**SOURCE EXCERPT**.
+--

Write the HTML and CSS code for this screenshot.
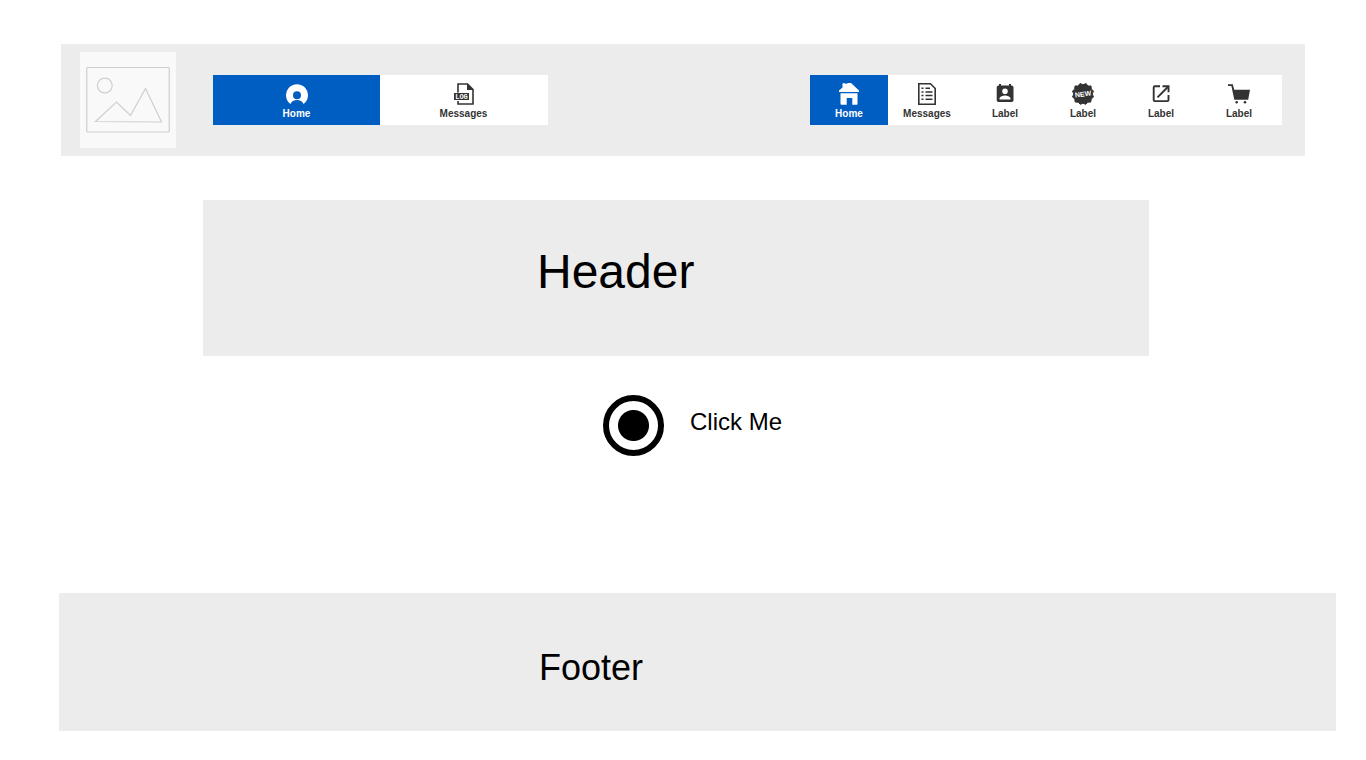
FILE: index.html
```html
<!DOCTYPE html>
<html lang="en">
<head>
<meta charset="utf-8">
<meta name="viewport" content="width=device-width, initial-scale=1">
<title>Home</title>
<link rel="stylesheet" href="styles.css">
</head>
<body>
<header class="topbar">
  <svg class="logo" viewBox="0 0 96 96" role="img" aria-label="Image placeholder">
    <g fill="none" stroke="#cfcfcf" stroke-width="1.2">
      <rect x="6.8" y="15.5" width="82.4" height="64.5" rx="1"/>
      <circle cx="24.8" cy="33.5" r="7.4"/>
      <path d="M15.5 69.5 36.5 50 50.5 63.5 65.5 36.5 81.5 70z"/>
    </g>
  </svg>
  <nav class="tabs tabs-main" aria-label="Main">
    <a class="tab active" href="#">
      <svg class="icon" viewBox="0 0 24 24"><path fill="currentColor" fill-rule="evenodd" d="M5.500 22A11 11 0 1 1 18.500 22C17.500 19.400 15 18 12 18S6.500 19.400 5.500 22zM12 9.200a4 4 0 1 0 0 8a4 4 0 1 0 0-8z"/></svg>
      <span>Home</span>
    </a>
    <a class="tab" href="#">
      <svg class="icon" viewBox="0 0 24 24"><path fill="none" stroke="currentColor" stroke-width="1.6" d="M6 10.500V2h9.500L21 7.500V22H6v-3"/><path fill="currentColor" d="M15 1.500 21.500 8H15zM2 11h15v7H2z"/><text class="log" x="9.500" y="16.500">LOG</text></svg>
      <span>Messages</span>
    </a>
  </nav>
  <nav class="tabs tabs-side" aria-label="Shortcuts">
    <a class="tab active" href="#">
      <svg class="icon" viewBox="0 0 24 24"><path fill="currentColor" d="M2 10V8.500L5.500 5.500V1.500L7.500 1 9 2l2-1h3L22 8.500V10zM3.500 11.300h17V22q0 .7-.7.7h-4.500V16H9.700v6.700H4.500q-1 0-1-1z"/></svg>
      <span>Home</span>
    </a>
    <a class="tab" href="#">
      <svg class="icon" viewBox="0 0 24 24"><path fill="none" stroke="currentColor" stroke-width="1.6" d="M3.800 1.800H15.500L20.200 6.500V22.200H3.800z"/><path fill="none" stroke="currentColor" stroke-width="1.500" d="M6.500 6.200H8.500M6.500 9.900H8.500M6.500 13.600H8.500M6.500 17.300H8.500M10.500 6.200H15M10.500 9.900H17.500M10.500 13.600H17.500M10.500 17.300H17.500"/></svg>
      <span>Messages</span>
    </a>
    <a class="tab" href="#">
      <svg class="icon" viewBox="0 0 24 24"><path fill="currentColor" fill-rule="evenodd" d="M18.500 3.500H18V2h-2v1.500H8V2H6v1.500H5.500Q3.700 3.500 3.700 5.300V18.200Q3.700 20 5.500 20H18.700Q20.500 20 20.500 18.200V5.300Q20.500 3.500 18.500 3.500zM12 6.500a2.800 2.800 0 1 1 0 5.600a2.800 2.800 0 1 1 0-5.600zM6.500 17.500v-1c0-2 3.700-3 5.500-3s5.500 1 5.500 3v1z"/></svg>
      <span>Label</span>
    </a>
    <a class="tab" href="#">
      <svg class="icon" viewBox="0 0 24 24"><path fill="currentColor" stroke="currentColor" stroke-linejoin="round" d="M12 2.800 15 1.500 16.800 4 20 4 20.300 7.200 22.500 9 21.200 12 22.500 15 20.200 16.900 19.800 20 16.700 20.200 14.800 22.300 12 21.200 9.200 22.300 7.300 20.200 4.200 20 3.800 16.900 1.500 15 2.800 12 1.500 9 3.700 7.200 4 4 7.200 4 9 1.500z"/><text class="new" x="12" y="14.500" transform="rotate(-8 12 12)">NEW</text></svg>
      <span>Label</span>
    </a>
    <a class="tab" href="#">
      <svg class="icon" viewBox="0 0 24 24"><path fill="none" stroke="currentColor" stroke-width="1.900" d="M11 4.300H5.800Q4.700 4.300 4.700 5.400V18Q4.700 19.100 5.800 19.100H18.400Q19.500 19.100 19.500 18V13M8.500 15.300 18.800 5"/><path fill="currentColor" d="M13.500 3.300H20.500V10.300H18.600V5.200H13.500z"/></svg>
      <span>Label</span>
    </a>
    <a class="tab" href="#">
      <svg class="icon" viewBox="0 0 24 24"><path fill="currentColor" d="M1 2.200H5.800L7.200 7.800H23L21.200 17.800H7.300L4.400 4H1z"/><circle cx="9.700" cy="20.200" r="1.300" fill="currentColor"/><circle cx="18" cy="20.200" r="1.300" fill="currentColor"/></svg>
      <span>Label</span>
    </a>
  </nav>
</header>
<main>
  <section class="hero"><h1>Header</h1></section>
  <div class="choice">
    <input class="radio" type="radio" id="click-me" name="choice" checked>
    <label for="click-me">Click Me</label>
  </div>
</main>
<footer class="footer"><p>Footer</p></footer>
</body>
</html>
```

FILE: styles.css
```css
* {
  box-sizing: border-box;
}

body {
  margin: 0;
  padding-top: 44px;
  background: #fff;
  color: #000;
  font-family: "Liberation Sans", Arial, sans-serif;
}

.topbar {
  display: flex;
  align-items: center;
  margin: 0 61px;
  padding: 8px 23px 8px 19px;
  background: #ececec;
}

.logo {
  width: 96px;
  height: 96px;
  flex: none;
  background: #f9f9f9;
}

.tabs {
  display: flex;
  background: #fff;
}

.tabs-main {
  flex: 0 1 335px;
  margin-left: 37px;
  padding-right: 1px;
}

.tabs-main .tab {
  flex: 1;
}

.tabs-side {
  margin-left: auto;
  padding-right: 4px;
}

.tabs-side .tab {
  width: 78px;
}

.tab {
  display: flex;
  flex-direction: column;
  align-items: center;
  gap: 2px;
  padding: 7px 0 5px;
  color: #333;
  font-size: 10px;
  font-weight: bold;
  line-height: 12px;
  text-decoration: none;
}

.tab.active {
  background: #005dc1;
  color: #fff;
}

.icon {
  width: 24px;
  height: 24px;
}

.icon text {
  fill: #fff;
  font-weight: bold;
  text-anchor: middle;
}

.log {
  font-family: "Liberation Mono", monospace;
  font-size: 7px;
}

.new {
  font-size: 7px;
}

.hero {
  margin: 44px 217px 0 203px;
  padding: 44px 0 57px 334px;
  background: #ececec;
}

.hero h1 {
  margin: 0;
  font-size: 48px;
  font-weight: normal;
  line-height: 55px;
}

.choice {
  display: flex;
  align-items: flex-start;
  gap: 26px;
  margin: 39px 0 0 603px;
}

.choice label {
  padding-top: 13px;
  font-size: 24px;
  line-height: 28px;
}

.radio {
  appearance: none;
  width: 61px;
  height: 61px;
  margin: 0;
  border: 6px solid #000;
  border-radius: 50%;
  background: radial-gradient(circle, #000 15px, #fff 16px);
}

.footer {
  margin: 137px 30px 0 59px;
  padding: 54px 0 42px 480px;
  background: #ececec;
}

.footer p {
  margin: 0;
  font-size: 36px;
  line-height: 42px;
}
```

+--

**TASK**.
Give back the whole listing as it stands, minus its pictures.

**EXERCISE OUTPUT**.
Write the HTML and CSS code for this screenshot.
FILE: index.html
```html
<!DOCTYPE html>
<html lang="en">
<head>
<meta charset="utf-8">
<meta name="viewport" content="width=device-width, initial-scale=1">
<title>Home</title>
<link rel="stylesheet" href="styles.css">
</head>
<body>
<header class="topbar">
  <svg class="logo" viewBox="0 0 96 96" role="img" aria-label="Image placeholder">
    <g fill="none" stroke="#cfcfcf" stroke-width="1.2">
      <rect x="6.8" y="15.5" width="82.4" height="64.5" rx="1"/>
      <circle cx="24.8" cy="33.5" r="7.4"/>
      <path d="M15.5 69.5 36.5 50 50.5 63.5 65.5 36.5 81.5 70z"/>
    </g>
  </svg>
  <nav class="tabs tabs-main" aria-label="Main">
    <a class="tab active" href="#">
      <svg class="icon" viewBox="0 0 24 24"><path fill="currentColor" fill-rule="evenodd" d="M5.500 22A11 11 0 1 1 18.500 22C17.500 19.400 15 18 12 18S6.500 19.400 5.500 22zM12 9.200a4 4 0 1 0 0 8a4 4 0 1 0 0-8z"/></svg>
      <span>Home</span>
    </a>
    <a class="tab" href="#">
      <svg class="icon" viewBox="0 0 24 24"><path fill="none" stroke="currentColor" stroke-width="1.6" d="M6 10.500V2h9.500L21 7.500V22H6v-3"/><path fill="currentColor" d="M15 1.500 21.500 8H15zM2 11h15v7H2z"/><text class="log" x="9.500" y="16.500">LOG</text></svg>
      <span>Messages</span>
    </a>
  </nav>
  <nav class="tabs tabs-side" aria-label="Shortcuts">
    <a class="tab active" href="#">
      <svg class="icon" viewBox="0 0 24 24"><path fill="currentColor" d="M2 10V8.500L5.500 5.500V1.500L7.500 1 9 2l2-1h3L22 8.500V10zM3.500 11.300h17V22q0 .7-.7.7h-4.500V16H9.700v6.700H4.500q-1 0-1-1z"/></svg>
      <span>Home</span>
    </a>
    <a class="tab" href="#">
      <svg class="icon" viewBox="0 0 24 24"><path fill="none" stroke="currentColor" stroke-width="1.6" d="M3.800 1.800H15.500L20.200 6.500V22.200H3.800z"/><path fill="none" stroke="currentColor" stroke-width="1.500" d="M6.500 6.200H8.500M6.500 9.900H8.500M6.500 13.600H8.500M6.500 17.300H8.500M10.500 6.200H15M10.500 9.900H17.500M10.500 13.600H17.500M10.500 17.300H17.500"/></svg>
      <span>Messages</span>
    </a>
    <a class="tab" href="#">
      <svg class="icon" viewBox="0 0 24 24"><path fill="currentColor" fill-rule="evenodd" d="M18.500 3.500H18V2h-2v1.500H8V2H6v1.500H5.500Q3.700 3.500 3.700 5.300V18.200Q3.700 20 5.500 20H18.700Q20.500 20 20.500 18.200V5.300Q20.500 3.500 18.500 3.500zM12 6.500a2.800 2.800 0 1 1 0 5.600a2.800 2.800 0 1 1 0-5.600zM6.500 17.500v-1c0-2 3.700-3 5.500-3s5.500 1 5.500 3v1z"/></svg>
      <span>Label</span>
    </a>
    <a class="tab" href="#">
      <svg class="icon" viewBox="0 0 24 24"><path fill="currentColor" stroke="currentColor" stroke-linejoin="round" d="M12 2.800 15 1.500 16.800 4 20 4 20.300 7.200 22.500 9 21.200 12 22.500 15 20.200 16.900 19.800 20 16.700 20.200 14.800 22.300 12 21.200 9.200 22.300 7.300 20.200 4.200 20 3.800 16.900 1.500 15 2.800 12 1.500 9 3.700 7.200 4 4 7.200 4 9 1.500z"/><text class="new" x="12" y="14.500" transform="rotate(-8 12 12)">NEW</text></svg>
      <span>Label</span>
    </a>
    <a class="tab" href="#">
      <svg class="icon" viewBox="0 0 24 24"><path fill="none" stroke="currentColor" stroke-width="1.900" d="M11 4.300H5.800Q4.700 4.300 4.700 5.400V18Q4.700 19.100 5.800 19.100H18.400Q19.500 19.100 19.500 18V13M8.500 15.300 18.800 5"/><path fill="currentColor" d="M13.500 3.300H20.500V10.300H18.600V5.200H13.500z"/></svg>
      <span>Label</span>
    </a>
    <a class="tab" href="#">
      <svg class="icon" viewBox="0 0 24 24"><path fill="currentColor" d="M1 2.200H5.800L7.200 7.800H23L21.200 17.800H7.300L4.400 4H1z"/><circle cx="9.700" cy="20.200" r="1.300" fill="currentColor"/><circle cx="18" cy="20.200" r="1.300" fill="currentColor"/></svg>
      <span>Label</span>
    </a>
  </nav>
</header>
<main>
  <section class="hero"><h1>Header</h1></section>
  <div class="choice">
    <input class="radio" type="radio" id="click-me" name="choice" checked>
    <label for="click-me">Click Me</label>
  </div>
</main>
<footer class="footer"><p>Footer</p></footer>
</body>
</html>
```

FILE: styles.css
```css
* {
  box-sizing: border-box;
}

body {
  margin: 0;
  padding-top: 44px;
  background: #fff;
  color: #000;
  font-family: "Liberation Sans", Arial, sans-serif;
}

.topbar {
  display: flex;
  align-items: center;
  margin: 0 61px;
  padding: 8px 23px 8px 19px;
  background: #ececec;
}

.logo {
  width: 96px;
  height: 96px;
  flex: none;
  background: #f9f9f9;
}

.tabs {
  display: flex;
  background: #fff;
}

.tabs-main {
  flex: 0 1 335px;
  margin-left: 37px;
  padding-right: 1px;
}

.tabs-main .tab {
  flex: 1;
}

.tabs-side {
  margin-left: auto;
  padding-right: 4px;
}

.tabs-side .tab {
  width: 78px;
}

.tab {
  display: flex;
  flex-direction: column;
  align-items: center;
  gap: 2px;
  padding: 7px 0 5px;
  color: #333;
  font-size: 10px;
  font-weight: bold;
  line-height: 12px;
  text-decoration: none;
}

.tab.active {
  background: #005dc1;
  color: #fff;
}

.icon {
  width: 24px;
  height: 24px;
}

.icon text {
  fill: #fff;
  font-weight: bold;
  text-anchor: middle;
}

.log {
  font-family: "Liberation Mono", monospace;
  font-size: 7px;
}

.new {
  font-size: 7px;
}

.hero {
  margin: 44px 217px 0 203px;
  padding: 44px 0 57px 334px;
  background: #ececec;
}

.hero h1 {
  margin: 0;
  font-size: 48px;
  font-weight: normal;
  line-height: 55px;
}

.choice {
  display: flex;
  align-items: flex-start;
  gap: 26px;
  margin: 39px 0 0 603px;
}

.choice label {
  padding-top: 13px;
  font-size: 24px;
  line-height: 28px;
}

.radio {
  appearance: none;
  width: 61px;
  height: 61px;
  margin: 0;
  border: 6px solid #000;
  border-radius: 50%;
  background: radial-gradient(circle, #000 15px, #fff 16px);
}

.footer {
  margin: 137px 30px 0 59px;
  padding: 54px 0 42px 480px;
  background: #ececec;
}

.footer p {
  margin: 0;
  font-size: 36px;
  line-height: 42px;
}
```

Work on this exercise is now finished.